Christmas time is for those who celebrate it to do so with their loved ones, but it is specially a time where children often feel the love of their parents; from gifts to family gatherings. But, for some, this is a melancholic moment as it is a reminder that their parents, either paternal or maternal, aren’t part of their lives.
After seeing a thread on Twitter about parents who abandon their children when they get married to another spouses, it reminded me of some of my childhood friends who were raised by their grandparents. We were young and didn’t understand much about how one can be without a mother or a father; given the privilege some of us had, of being raised by both parents.
Was on someone’s Facebook last night. I stumbled on a group, people were sharing their pain of being raised by their grandparents while their parents married and had other kids. How they envied their siblings who lived with the parents. I wanted to hug all of them.
Mama ka Liyema (@sphoshieq) November 25, 2018
Societal obsession with marriage has created a notion that it (marriage) is the centre of a successful life. We have been made to believe that if one is not married they haven’t achieved in life, a stereotype that hasn’t only compromised children who lose connection with their mothers, but also women who are being pushed into a corner and pressured to get married even when not ready.
For the longest time I was oblivious to the effects of child negligence which fosters feelings of resentment and alienation. But after observing the quality of life some people in my circle are leading due to abandonment by parents, I realised how damaging the consequences are, even though they might not be overtly harmful.
While parents have responsibilities to their children, in South Africa it is commonplace to have deadbeats of fathers and mothers who have to sacrifice their relationship with their children when they get married to a partner who doesn’t father the child. There are many cases of children whose mothers leave them behind to be raised by their grandparents and this has caused rift and resentment between the kids.

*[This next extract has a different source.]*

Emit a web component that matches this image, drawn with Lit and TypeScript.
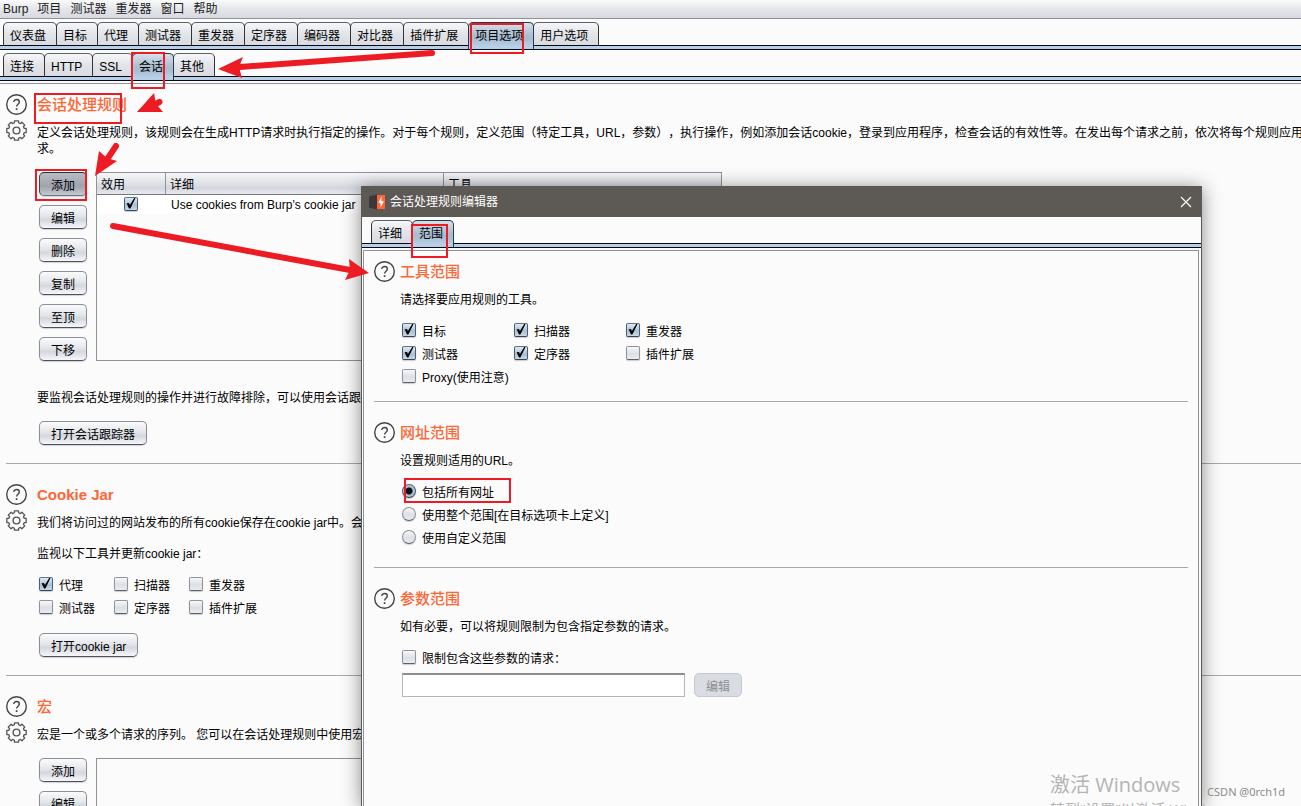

More often than not, the kids from the wedlock usually grow in an environment where provision of all necessities, love and attention is guaranteed. They go to better schools, they are afforded a quality of life that the other child can only dream of. In rare cases, some neglected children will grow up with a meaningful life but in most cases they have to fend for themselves from rags to riches, with no solace.
In the long run this doesn’t only affect children physically but the poverty and abuse that most often grow under, creates undying and justified anger and resentment. It leaves them with a flood of questions, “What if my mother had been there?”, “Did my mother ever loved me?” or “Did I drive my mother away?”.
As someone who grew up with both parents present in her life, I have been privileged enough to know what a mother and a father’s love feels like. There are many things I learned from both my parents which I believe every child deserves to know from a parent’s perspective.
In some black families a woman is often encouraged to leave their children behind should they decide to get married someday. This, with the notion that it’s only attractive to the in-laws to enter the new family with no baggage. But, the question is, if one becomes a part of your life very much aware that you have a baggage, what changes later? How do things suddenly change and one party has to make sacrifices?
Also, if one is to be married does it mean they will get married at all costs? What if the price is too high? Surely marriage should be an eventful moment in one’s life but if it disconnects you from your very own blood then it is not worth it.
Kids who grow up without their biological parents often carry shame for not having a perfect upbringing and it affects how they express themselves or interact with others. They often blame themselves for their parents’ wrong deeds.
While women continue to bear the brunt everyone’s mistakes, both theirs and their partners’; men will always receive appraisals for being “men enough” to follow their hearts. Men are no saints in all this, there are many cases of men who leave their families to start over with someone else and have children. They tend to abandon other kids, and the forgotten kids carry emotional scars for years.
Grandparents are the most beautiful souls that one can have but every child deserves unconditional love from their parents.